Holy Week and the possibility of different values

Christ of St John of the Cross. Salvador Dali, 1951Unusually, last week I watched the BBC’s Question Time. I was left feeling the issues were being debated strictly within the media echo chamber. Perhaps Holy Week is a good time to reflect on what it takes to hear voices from outside it.

First up, climate change. Are we doing enough? Most of the debate was around nuclear power and wind farms: in other words, how to replace fossil fuels with other forms of electricity. Nobody even hinted at the possibility of managing with less electricity. It was as though we absolutely have to carry on producing it at the rate we are doing now. Had none of them ever noticed that the nation’s shops contain huge quantities of manufactured goods that nobody needs? Even food – which we do need – arrives in the shops in far greater quantities than actually get eaten.

It is as though the only response to climate change we are prepared to consider is a technological adaptation that leaves our lives carrying on as before. If that’s all we are prepared to do, the planet will certainly fry.

The second question was about Ukraine. What should we do? ‘We’? The British Government, of course.

Again technical issues were debated, as though there was nothing deeper to discuss. What would a no-fly zone mean? Might Russia use nuclear weapons? Again the discussion got no deeper. So are we all still imperialists? Is it beyond question that ‘we’ lay down the law about what Putin should do, assuming he knows he should obey us? Yet everything Putin has done in Ukraine, appalling as it is, has also been done by Britain over the last few years – in Libya, Iraq and Afghanistan.

The suffering caused in those places didn’t fill our television screens the way Ukraine does, but having your town destroyed by bombers is a tragedy whether or not it gets broadcast round the world. I was particularly disappointed that Justin Welby, the Archbishop of Canterbury, was on the panel but didn’t break the mould. Had he been briefed to meld seamlessly into the programme’s expectations? If so, that itself speaks volumes.
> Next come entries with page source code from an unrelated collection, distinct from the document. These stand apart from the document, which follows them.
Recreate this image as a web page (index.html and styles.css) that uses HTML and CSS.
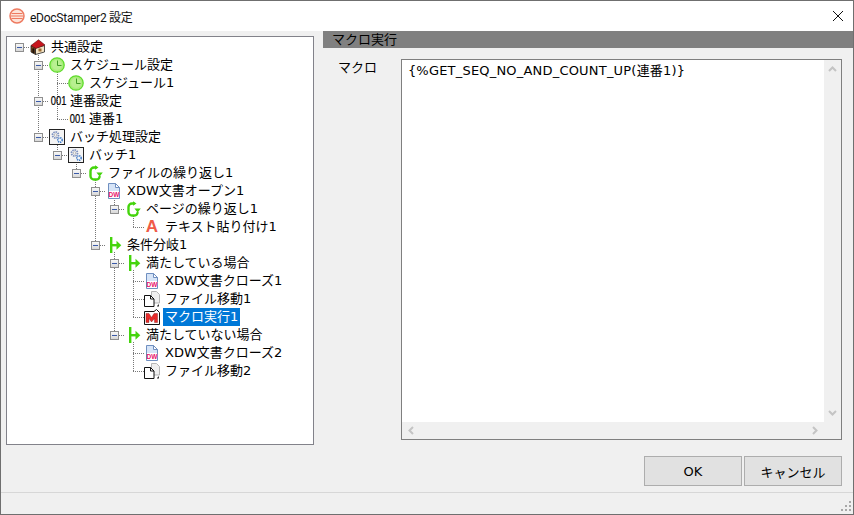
FILE: index.html
```html
<!DOCTYPE html>
<html lang="ja">
<head>
<meta charset="utf-8">
<title>eDocStamper2 設定</title>
<link rel="stylesheet" href="styles.css">
</head>
<body>
<svg class="defs" width="0" height="0" aria-hidden="true">
  <defs>
    <symbol id="i-house" viewBox="0 0 16 16">
      <path d="M1 6.500 5.500 9v6.500L1 13z" fill="#7a4a20" stroke="#222" stroke-width=".8"/>
      <path d="M5.500 9 14.500 6.500V13l-9 2.500z" fill="#f3e3c4" stroke="#222" stroke-width=".8"/>
      <path d="M1 6.500 8.500.8 15 6 6 9.500z" fill="#c8161d" stroke="#5a1010" stroke-width=".6"/>
      <rect x="2.400" y="9.400" width="2" height="4.600" fill="#1c1208"/>
      <rect x="8.500" y="9.500" width="3" height="3" fill="#9a6a30"/>
    </symbol>
    <symbol id="i-clock" viewBox="0 0 16 16">
      <circle cx="8" cy="8" r="7.200" fill="#a8ec7a" stroke="#5fdc2c" stroke-width="1.300"/>
      <circle cx="8" cy="8" r="5" fill="#b8f090"/>
      <path d="M8.500 3.500v5h4" fill="none" stroke="#3f9a24" stroke-width="1"/>
    </symbol>
    <symbol id="i-gears" viewBox="0 0 16 16">
      <rect x=".5" y=".5" width="15" height="15" fill="#f4f4f4" stroke="#222"/>
      <circle cx="6.500" cy="6" r="3" fill="none" stroke="#7f93c0" stroke-width="1.800" stroke-dasharray="1.500 .8"/>
      <circle cx="6.500" cy="6" r="1.200" fill="#fff" stroke="#8a8a8a" stroke-width=".5"/>
      <circle cx="11" cy="11" r="2.200" fill="none" stroke="#3a78c8" stroke-width="1.500" stroke-dasharray="1.200 .7"/>
    </symbol>
    <symbol id="i-loop" viewBox="0 0 16 16">
      <path d="M9.500 2.500H7A3.500 3.500 0 0 0 3.500 6v5A3.500 3.500 0 0 0 7 14.500h2.500A3 3 0 0 0 12.500 11" fill="none" stroke="#44d40c" stroke-width="2.400"/>
      <path d="M8 .3v4.400l3.500-2.200zM9.400 7.500h6.400l-3.200 4z" fill="#44d40c"/>
    </symbol>
    <symbol id="i-branch" viewBox="0 0 16 16">
      <path d="M4 0h2.400v16H4z" fill="#44d40c"/>
      <path d="M6 7h5v2.400H6z" fill="#44d40c"/>
      <path d="M10.500 3.700 15.300 8.200l-4.800 4.500z" fill="#44d40c"/>
    </symbol>
    <symbol id="i-xdw" viewBox="0 0 16 16">
      <path d="M2.500.5h7l4 4v11h-11z" fill="#d6e4f7" stroke="#6f8fc0"/>
      <path d="M9.500.5v4h4z" fill="#fff" stroke="#6f8fc0"/>
      <rect x="3" y="8" width="10" height="7" fill="#fff"/>
      <text x="8" y="14.400" class="dw">DW</text>
    </symbol>
    <symbol id="i-move" viewBox="0 0 16 16">
      <path d="M7.500.5h5l3 3v8.500h-8z" fill="#efefef" stroke="#b5b5b5"/>
      <path d="M.5 4.500h6l3.500 3.500v7.500H.5z" fill="#fff" stroke="#111"/>
      <path d="M6.500 4.500V8H10" fill="none" stroke="#111"/>
      <path d="M12 15.500h1v-1h1v-1h1v2z" fill="#333"/>
    </symbol>
    <symbol id="i-macro" viewBox="0 0 16 16">
      <path d="M.5 2.500H10l2.500-2 3 3v12H.5z" fill="#fff" stroke="#111"/>
      <path d="M2 13.500V4.500h3l2.500 4 2.500-4h3.500v9h-3V9.500L7.500 13 5 9.500v4z" fill="#e82c2c" stroke="#7a1414" stroke-width=".4"/>
    </symbol>
  </defs>
</svg>

<div class="window">
  <header class="titlebar">
    <svg class="app-icon" viewBox="0 0 16 16" width="16" height="16">
      <circle cx="8" cy="8" r="7" fill="#fde3d8" stroke="#ee7a60" stroke-width="1.500"/>
      <path d="M2.500 5.500h11M1.800 8h12.400M2.500 10.500h11" stroke="#ee7a60" stroke-width="1.200"/>
    </svg>
    <span class="title">eDocStamper2 設定</span>
    <svg class="close" viewBox="0 0 10 10" width="10" height="10">
      <path d="M0 0 10 10M10 0 0 10" stroke="#111" stroke-width="1" fill="none"/>
    </svg>
  </header>

  <main class="content">
    <nav class="tree">
      <svg class="connectors" viewBox="7 37 306 407" width="306" height="407" aria-hidden="true">
        <path d="M24 47.500h6M43 65.500h6M43 101.500h6M43 137.500h6M62 155.500h6M81 173.500h6M100 191.500h6M119 209.500h6M100 245.500h6M119 263.500h6M119 335.500h6
                 M57 83.500h11M57 119.500h11M133 227.500h11M133 281.500h11M133 299.500h11M133 317.500h11M133 353.500h11M133 371.500h11
                 M38.500 53v84M57.500 72v47M57.500 145v6M76.500 162v7M95.500 180v61M114.500 198v7M133.500 216v11M114.500 252v79M133.500 270v47M133.500 342v29"
              fill="none" stroke="#777" stroke-width="1" stroke-dasharray="1 1"/>
      </svg>
      <ul class="nodes root">
        <li>
          <div class="row"><span class="toggle"></span><svg class="icon"><use href="#i-house"/></svg><span class="label">共通設定</span></div>
          <ul class="nodes">
            <li>
              <div class="row"><span class="toggle"></span><svg class="icon"><use href="#i-clock"/></svg><span class="label">スケジュール設定</span></div>
              <ul class="nodes">
                <li><div class="row"><span class="toggle none"></span><svg class="icon"><use href="#i-clock"/></svg><span class="label">スケジュール1</span></div></li>
              </ul>
            </li>
            <li>
              <div class="row"><span class="toggle"></span><span class="icon seq">001</span><span class="label">連番設定</span></div>
              <ul class="nodes">
                <li><div class="row"><span class="toggle none"></span><span class="icon seq">001</span><span class="label">連番1</span></div></li>
              </ul>
            </li>
            <li>
              <div class="row"><span class="toggle"></span><svg class="icon"><use href="#i-gears"/></svg><span class="label">バッチ処理設定</span></div>
              <ul class="nodes">
                <li>
                  <div class="row"><span class="toggle"></span><svg class="icon"><use href="#i-gears"/></svg><span class="label">バッチ1</span></div>
                  <ul class="nodes">
                    <li>
                      <div class="row"><span class="toggle"></span><svg class="icon"><use href="#i-loop"/></svg><span class="label">ファイルの繰り返し1</span></div>
                      <ul class="nodes">
                        <li>
                          <div class="row"><span class="toggle"></span><svg class="icon"><use href="#i-xdw"/></svg><span class="label">XDW文書オープン1</span></div>
                          <ul class="nodes">
                            <li>
                              <div class="row"><span class="toggle"></span><svg class="icon"><use href="#i-loop"/></svg><span class="label">ページの繰り返し1</span></div>
                              <ul class="nodes">
                                <li><div class="row"><span class="toggle none"></span><span class="icon letter">A</span><span class="label">テキスト貼り付け1</span></div></li>
                              </ul>
                            </li>
                          </ul>
                        </li>
                        <li>
                          <div class="row"><span class="toggle"></span><svg class="icon"><use href="#i-branch"/></svg><span class="label">条件分岐1</span></div>
                          <ul class="nodes">
                            <li>
                              <div class="row"><span class="toggle"></span><svg class="icon"><use href="#i-branch"/></svg><span class="label">満たしている場合</span></div>
                              <ul class="nodes">
                                <li><div class="row"><span class="toggle none"></span><svg class="icon"><use href="#i-xdw"/></svg><span class="label">XDW文書クローズ1</span></div></li>
                                <li><div class="row"><span class="toggle none"></span><svg class="icon"><use href="#i-move"/></svg><span class="label">ファイル移動1</span></div></li>
                                <li><div class="row"><span class="toggle none"></span><svg class="icon"><use href="#i-macro"/></svg><span class="label selected">マクロ実行1</span></div></li>
                              </ul>
                            </li>
                            <li>
                              <div class="row"><span class="toggle"></span><svg class="icon"><use href="#i-branch"/></svg><span class="label">満たしていない場合</span></div>
                              <ul class="nodes">
                                <li><div class="row"><span class="toggle none"></span><svg class="icon"><use href="#i-xdw"/></svg><span class="label">XDW文書クローズ2</span></div></li>
                                <li><div class="row"><span class="toggle none"></span><svg class="icon"><use href="#i-move"/></svg><span class="label">ファイル移動2</span></div></li>
                              </ul>
                            </li>
                          </ul>
                        </li>
                      </ul>
                    </li>
                  </ul>
                </li>
              </ul>
            </li>
          </ul>
        </li>
      </ul>
    </nav>

    <section class="detail">
      <h2 class="detail-head">マクロ実行</h2>
      <div class="field">
        <label class="field-label">マクロ</label>
        <div class="editor">
          <div class="editor-main">
            <div class="editor-text">{%GET_SEQ_NO_AND_COUNT_UP(連番1)}</div>
            <div class="vbar">
              <svg viewBox="0 0 9 6" width="9" height="6"><path d="M1 5 4.500 1.500 8 5" fill="none" stroke="#c4c4c4" stroke-width="2"/></svg>
              <svg viewBox="0 0 9 6" width="9" height="6"><path d="M1 1 4.500 4.500 8 1" fill="none" stroke="#c4c4c4" stroke-width="2"/></svg>
            </div>
          </div>
          <div class="hbar">
            <svg viewBox="0 0 6 9" width="6" height="9"><path d="M5 1 1.500 4.500 5 8" fill="none" stroke="#c4c4c4" stroke-width="2"/></svg>
            <svg viewBox="0 0 6 9" width="6" height="9"><path d="M1 1 4.500 4.500 1 8" fill="none" stroke="#c4c4c4" stroke-width="2"/></svg>
          </div>
        </div>
      </div>
    </section>
  </main>

  <div class="actions">
    <button class="btn" type="button">OK</button>
    <button class="btn" type="button">キャンセル</button>
  </div>

  <footer class="status">
    <svg class="grip" viewBox="0 0 11 11" width="11" height="11">
      <path d="M8 0h2v2H8zM4 4h2v2H4zM8 4h2v2H8zM0 8h2v2H0zM4 8h2v2H4zM8 8h2v2H8z" fill="#a8a8a8"/>
    </svg>
  </footer>
</div>
</body>
</html>
```

FILE: styles.css
```css
* { box-sizing: border-box; }
html, body { margin: 0; padding: 0; }
body {
  width: 854px;
  height: 515px;
  overflow: hidden;
  font-family: "DejaVu Sans", "Noto Sans CJK JP", sans-serif;
  font-size: 13px;
  color: #000;
  background: #f0f0f0;
}
.defs { position: absolute; }
.dw {
  font-family: "Liberation Sans", sans-serif;
  font-size: 6.500px;
  font-weight: 700;
  fill: #e8106a;
  text-anchor: middle;
}

.window {
  width: 854px;
  height: 515px;
  display: flex;
  flex-direction: column;
  border: 1px solid #6f6f6f;
  background: #f0f0f0;
}

.titlebar {
  flex: 0 0 30px;
  display: flex;
  align-items: center;
  background: #fff;
  padding: 0 10px 0 8px;
}
.title {
  margin-left: 5px;
  font-family: "Roboto", "Noto Sans CJK JP", sans-serif;
  font-size: 12px;
  letter-spacing: -.25px;
  color: #111;
}
.close { margin-left: auto; }

.content {
  flex: 0 0 414px;
  display: flex;
  min-height: 0;
}

.tree {
  position: relative;
  width: 308px;
  height: 409px;
  margin: 5px 0 0 5px;
  border: 1px solid #82828a;
  background: #fff;
  padding: 1px 0 0 3px;
  overflow: hidden;
}
.connectors { position: absolute; left: 0; top: 0; }
.nodes { list-style: none; margin: 0; padding: 0 0 0 19px; position: relative; }
.nodes.root { padding-left: 0; }
.row {
  display: flex;
  align-items: center;
  height: 18px;
}
.toggle {
  flex: 0 0 9px;
  width: 9px;
  height: 9px;
  margin: 0 5px;
  border: 1px solid #8f8f8f;
  background: linear-gradient(#f8f8f8, #d8d8d8);
  position: relative;
}
.toggle::after {
  content: "";
  position: absolute;
  left: 1px;
  top: 3px;
  width: 5px;
  height: 1px;
  background: #3a5aa8;
}
.toggle.none { border: 0; background: none; }
.toggle.none::after { display: none; }
.icon {
  flex: 0 0 16px;
  width: 16px;
  height: 16px;
  margin-left: 1px;
  margin-right: 3px;
}
.seq {
  font-family: "Liberation Sans", sans-serif;
  font-size: 12px;
  line-height: 16px;
  text-align: center;
  color: #000;
  transform: scaleX(.78);
  -webkit-text-stroke: .2px #000;
}
.letter {
  font-family: "Liberation Sans", sans-serif;
  font-weight: 700;
  font-size: 17px;
  line-height: 16px;
  text-align: center;
  color: #f05a48;
}
.label {
  height: 18px;
  line-height: 17px;
  padding: 0 2px;
  white-space: nowrap;
}
.label.selected { background: #0078d7; color: #fff; }

.detail {
  flex: 1;
  min-width: 0;
  margin-left: 9px;
  display: flex;
  flex-direction: column;
}
.detail-head {
  margin: 0;
  height: 17px;
  padding-left: 9px;
  background: #808080;
  font-size: 13px;
  font-weight: 400;
  line-height: 17px;
  color: #000;
}
.field {
  flex: 1;
  display: flex;
  padding: 11px 11px 0 15px;
}
.field-label {
  width: 63px;
  line-height: 18px;
}
.editor {
  width: 442px;
  height: 381px;
  display: flex;
  flex-direction: column;
  border: 1px solid #7f7f7f;
  background: #f0f0f0;
}
.editor-main { flex: 1; display: flex; min-height: 0; }
.editor-text {
  flex: 1;
  background: #fff;
  padding: 2px 0 0 6px;
  line-height: 18px;
  font-size: 13px;
  letter-spacing: .2px;
}
.vbar {
  flex: 0 0 17px;
  display: flex;
  flex-direction: column;
  justify-content: space-between;
  align-items: center;
  padding: 6px 0;
}
.hbar {
  flex: 0 0 17px;
  display: flex;
  justify-content: space-between;
  align-items: center;
  padding: 0 23px 0 6px;
}

.actions {
  flex: 0 0 47px;
  display: flex;
  justify-content: flex-end;
  gap: 2px;
  padding: 11px 11px 0 0;
}
.btn {
  width: 98px;
  height: 30px;
  border: 1px solid #adadad;
  background: #e1e1e1;
  font-family: inherit;
  font-size: 13px;
  color: #000;
  padding: 0;
}

.status {
  flex: 1;
  display: flex;
  justify-content: flex-end;
  align-items: flex-end;
  border-top: 1px solid #d7d7d7;
  padding: 0 1px 2px 0;
}
```
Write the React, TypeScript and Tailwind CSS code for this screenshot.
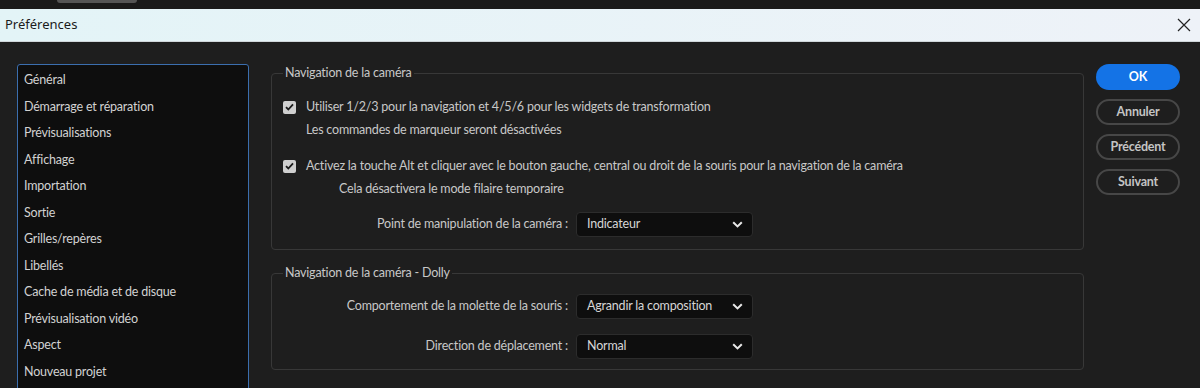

Others have pointed out the hypocrisy of all this, especially from one of the world’s biggest arms exporters. There was talk of trying Putin in the International Criminal Court. I wondered whether someone might mention Tony Blair, but no. One cannot help suspecting that, at least at government level, all the condemnations of Putin are really just today’s rhetoric in the ongoing power struggle between west and east. We are right, they are wrong. We know because we watch our television channels, not theirs. If we can’t do better than this, there will be no end to wars.

These two issues – climate change and Ukraine – are enough to make my point. The issues were trivialised by a flagship media programme. The programme organisers judge what can be aired on the basis of what they think the public mood is. In reality they represent the political-cultural establishment, the dominant classes. Those people have been brought up to think the consumerist lifestyle of affluent westerners is normal (it isn’t) and abandoning it would be a disaster (which it may be, depending on how well it’s organised). They have also been brought up to take for granted how the world is dominated by the USA with its satellites like Britain, and treat alternative possibilities as too extreme.

It’s not that I’m surprised. In a secular society it is almost inevitable. When a society doesn’t recognise any moral authority above its ruling classes, there seems to be no standpoint from which to challenge them. It is as though they are above contradiction.

In a sense, Boris Johnson’s constant lying is a pantomime version of this. He gets away with it because he is Prime Minister, and Conservative members of Parliament feel obliged to defend him by repeating the lies.

On the matters of climate change and war, a great deal more is at stake. We need to distinguish between real debate about what to do, and merely echoing the values approved by the Establishment. We urgently need to hear voices from outside the echo chamber, voices offering better alternatives.

To me, Holy Week is a supreme example. Jesus had a vision of a better world. He started a movement in poverty-stricken Galilee. He led his followers to Jerusalem in time for the Passover festival. He claimed that his movement, not the Temple priesthood, was the true successor to the Hebrew scriptures, and he was prepared to sacrifice his life to promote it. He performed two provocative public actions: the Palm Sunday procession and the event euphemistically described (despite the absence of detergent) as ‘the cleansing of the Temple’. The provocation was seen for what it was, and he was killed.

He was right. It did change the world. His proclamation of a better way became Christianity. For many centuries it challenged all political power structures.

Today of course Christianity has been largely domesticated, in the interests of the power structures Jesus challenged. But he showed that it can be done.

My generation, the baby-boomers, has largely failed. Its main hopes for the future have been the wrong ones: more and more consumption, expecting the rest of the world to become more like us.

Maybe some of our grandchildren will do better. First they will need to hear voices from outside the echo chamber. Then they will need to be inspired to action. And if they are to succeed, they must accept that some of them will be killed.

A tall order. But it has been done before, and it has worked.